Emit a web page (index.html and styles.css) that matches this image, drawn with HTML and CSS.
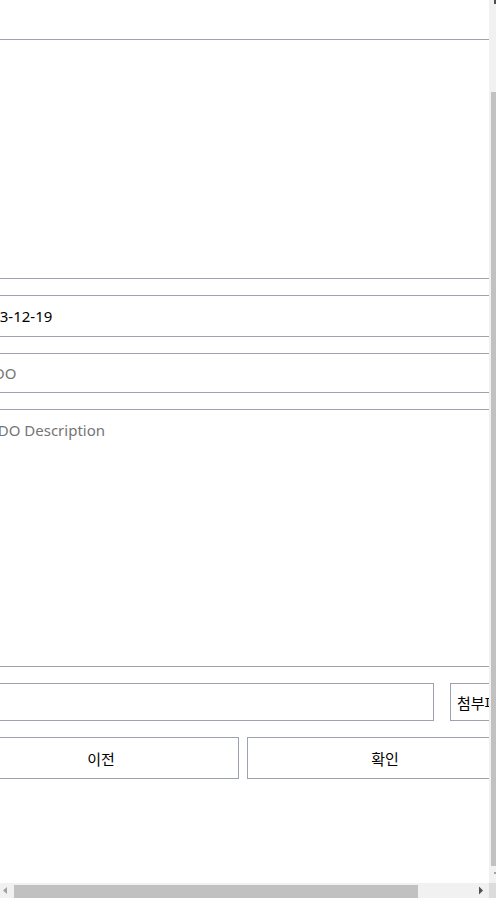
FILE: index.html
```html
<!DOCTYPE html>
<html lang="ko">
<head>
<meta charset="utf-8">
<title>TODO</title>
<link rel="stylesheet" href="styles.css">
</head>
<body>
<div class="window">
  <div class="viewport">
    <form class="form">
      <div class="preview"></div>
      <input class="field field-date" type="text" value="2023-12-19">
      <input class="field field-title" type="text" placeholder="TODO">
      <textarea class="field field-desc" placeholder="TODO Description"></textarea>
      <div class="file-row">
        <input class="field file-name" type="text" readonly>
        <button type="button" class="btn btn-attach">첨부파일</button>
      </div>
      <div class="actions">
        <button type="button" class="btn">이전</button>
        <button type="button" class="btn">확인</button>
      </div>
    </form>
  </div>
  <div class="vbar" aria-hidden="true">
    <span class="vbar-up"></span>
    <span class="vbar-thumb"></span>
    <span class="vbar-down"></span>
  </div>
  <div class="hbar" aria-hidden="true">
    <svg class="hbar-arrow" width="14" height="15" viewBox="0 0 14 15"><polygon points="3,7.5 7,4 7,11" fill="#a3a3a3"/></svg>
    <span class="hbar-thumb"></span>
    <span class="hbar-spacer"></span>
    <svg class="hbar-arrow" width="15" height="15" viewBox="0 0 15 15"><polygon points="9,7.5 5,3.5 5,11.5" fill="#505050"/></svg>
  </div>
  <div class="corner" aria-hidden="true"></div>
</div>
</body>
</html>
```
FILE: styles.css
```css
html, body {
  margin: 0;
  height: 100%;
  overflow: hidden;
  background: #fff;
}
.window {
  display: grid;
  grid-template-columns: 489px 7px;
  grid-template-rows: 883px 15px;
  width: 496px;
  height: 898px;
}
.viewport {
  overflow: hidden;
  background: #fff;
}
.form {
  display: flex;
  flex-direction: column;
  gap: 16px;
  width: 560px;
  margin: 0 0 0 -37px;
  padding: 39px 0 0 0;
  font-family: "Noto Sans", "Noto Sans CJK KR", sans-serif;
}
.preview {
  height: 240px;
  box-sizing: border-box;
  border: 1px solid #9ca3af;
}
.field {
  box-sizing: border-box;
  margin: 0;
  border: 1px solid #9ca3af;
  border-radius: 0;
  padding: 0 10px;
  font: 15px "Noto Sans", "Noto Sans CJK KR", sans-serif;
  color: #000;
  background: #fff;
  outline: none;
}
.field::placeholder {
  color: #757575;
}
.field-date {
  height: 42px;
}
.field-title {
  height: 40px;
}
.field-desc {
  height: 258px;
  padding: 10px 14px;
  resize: none;
  display: block;
}
.file-row {
  display: flex;
  gap: 16px;
  height: 38px;
}
.file-name {
  flex: 1;
  min-width: 0;
  height: 38px;
}
.btn {
  box-sizing: border-box;
  margin: 0;
  border: 1px solid #9ca3af;
  border-radius: 0;
  background: #fff;
  color: #000;
  font: 15px "Noto Sans CJK KR", "Noto Sans", sans-serif;
  padding: 0 6px;
  cursor: pointer;
}
.btn-attach {
  width: 73px;
  height: 38px;
  white-space: nowrap;
  text-align: left;
}
.actions {
  display: grid;
  grid-template-columns: 1fr 1fr;
  gap: 8px;
}
.actions .btn {
  height: 42px;
}

/* scrollbars */
.vbar {
  background: #f1f1f1;
  display: flex;
  flex-direction: column;
}
.vbar-up {
  height: 4px;
  width: 2px;
  margin-left: 5px;
  background: #505050;
  flex: none;
}
.vbar-thumb {
  margin: 88px 0 0 2px;
  height: 774px;
  background: #c1c1c1;
  flex: none;
}
.vbar-down {
  margin: 6px 0 0 5px;
  width: 2px;
  height: 2px;
  background: #a3a3a3;
  flex: none;
}
.hbar {
  background: #f1f1f1;
  display: flex;
  align-items: stretch;
}
.hbar-arrow {
  flex: none;
  display: block;
}
.hbar-thumb {
  width: 404px;
  margin-top: 2px;
  background: #c1c1c1;
  flex: none;
}
.hbar-spacer {
  flex: 1;
}
.corner {
  background: #dcdcdc;
}
```
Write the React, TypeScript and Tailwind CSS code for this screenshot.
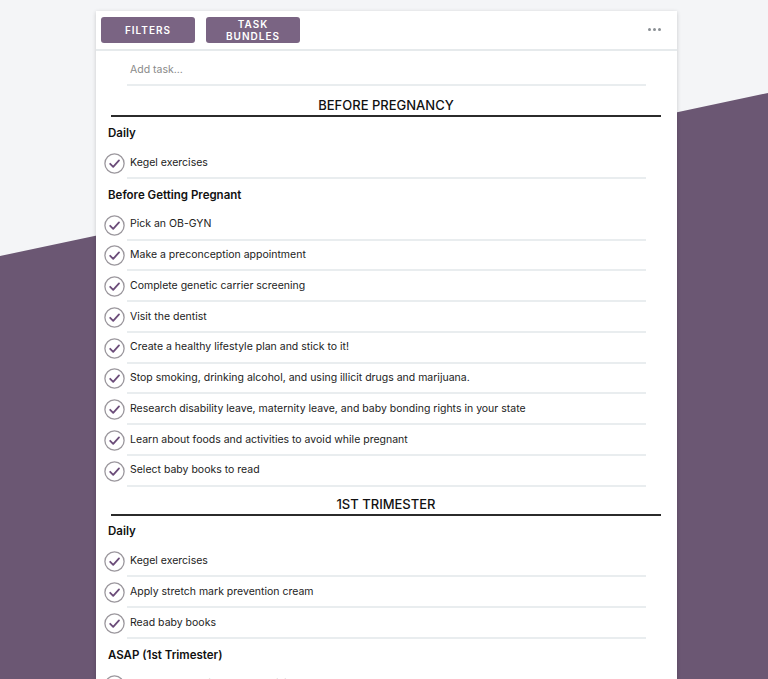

++++++++++++++++++++

Print every entry above again without changing a word, and omit the pictures.

Emit a web page (index.html and styles.css) that matches this image, drawn with HTML and CSS.
FILE: index.html
```html
<!DOCTYPE html>
<html lang="ko">
<head>
<meta charset="utf-8">
<title>TODO</title>
<link rel="stylesheet" href="styles.css">
</head>
<body>
<div class="window">
  <div class="viewport">
    <form class="form">
      <div class="preview"></div>
      <input class="field field-date" type="text" value="2023-12-19">
      <input class="field field-title" type="text" placeholder="TODO">
      <textarea class="field field-desc" placeholder="TODO Description"></textarea>
      <div class="file-row">
        <input class="field file-name" type="text" readonly>
        <button type="button" class="btn btn-attach">첨부파일</button>
      </div>
      <div class="actions">
        <button type="button" class="btn">이전</button>
        <button type="button" class="btn">확인</button>
      </div>
    </form>
  </div>
  <div class="vbar" aria-hidden="true">
    <span class="vbar-up"></span>
    <span class="vbar-thumb"></span>
    <span class="vbar-down"></span>
  </div>
  <div class="hbar" aria-hidden="true">
    <svg class="hbar-arrow" width="14" height="15" viewBox="0 0 14 15"><polygon points="3,7.5 7,4 7,11" fill="#a3a3a3"/></svg>
    <span class="hbar-thumb"></span>
    <span class="hbar-spacer"></span>
    <svg class="hbar-arrow" width="15" height="15" viewBox="0 0 15 15"><polygon points="9,7.5 5,3.5 5,11.5" fill="#505050"/></svg>
  </div>
  <div class="corner" aria-hidden="true"></div>
</div>
</body>
</html>
```
FILE: styles.css
```css
html, body {
  margin: 0;
  height: 100%;
  overflow: hidden;
  background: #fff;
}
.window {
  display: grid;
  grid-template-columns: 489px 7px;
  grid-template-rows: 883px 15px;
  width: 496px;
  height: 898px;
}
.viewport {
  overflow: hidden;
  background: #fff;
}
.form {
  display: flex;
  flex-direction: column;
  gap: 16px;
  width: 560px;
  margin: 0 0 0 -37px;
  padding: 39px 0 0 0;
  font-family: "Noto Sans", "Noto Sans CJK KR", sans-serif;
}
.preview {
  height: 240px;
  box-sizing: border-box;
  border: 1px solid #9ca3af;
}
.field {
  box-sizing: border-box;
  margin: 0;
  border: 1px solid #9ca3af;
  border-radius: 0;
  padding: 0 10px;
  font: 15px "Noto Sans", "Noto Sans CJK KR", sans-serif;
  color: #000;
  background: #fff;
  outline: none;
}
.field::placeholder {
  color: #757575;
}
.field-date {
  height: 42px;
}
.field-title {
  height: 40px;
}
.field-desc {
  height: 258px;
  padding: 10px 14px;
  resize: none;
  display: block;
}
.file-row {
  display: flex;
  gap: 16px;
  height: 38px;
}
.file-name {
  flex: 1;
  min-width: 0;
  height: 38px;
}
.btn {
  box-sizing: border-box;
  margin: 0;
  border: 1px solid #9ca3af;
  border-radius: 0;
  background: #fff;
  color: #000;
  font: 15px "Noto Sans CJK KR", "Noto Sans", sans-serif;
  padding: 0 6px;
  cursor: pointer;
}
.btn-attach {
  width: 73px;
  height: 38px;
  white-space: nowrap;
  text-align: left;
}
.actions {
  display: grid;
  grid-template-columns: 1fr 1fr;
  gap: 8px;
}
.actions .btn {
  height: 42px;
}

/* scrollbars */
.vbar {
  background: #f1f1f1;
  display: flex;
  flex-direction: column;
}
.vbar-up {
  height: 4px;
  width: 2px;
  margin-left: 5px;
  background: #505050;
  flex: none;
}
.vbar-thumb {
  margin: 88px 0 0 2px;
  height: 774px;
  background: #c1c1c1;
  flex: none;
}
.vbar-down {
  margin: 6px 0 0 5px;
  width: 2px;
  height: 2px;
  background: #a3a3a3;
  flex: none;
}
.hbar {
  background: #f1f1f1;
  display: flex;
  align-items: stretch;
}
.hbar-arrow {
  flex: none;
  display: block;
}
.hbar-thumb {
  width: 404px;
  margin-top: 2px;
  background: #c1c1c1;
  flex: none;
}
.hbar-spacer {
  flex: 1;
}
.corner {
  background: #dcdcdc;
}
```
Write the React, TypeScript and Tailwind CSS code for this screenshot.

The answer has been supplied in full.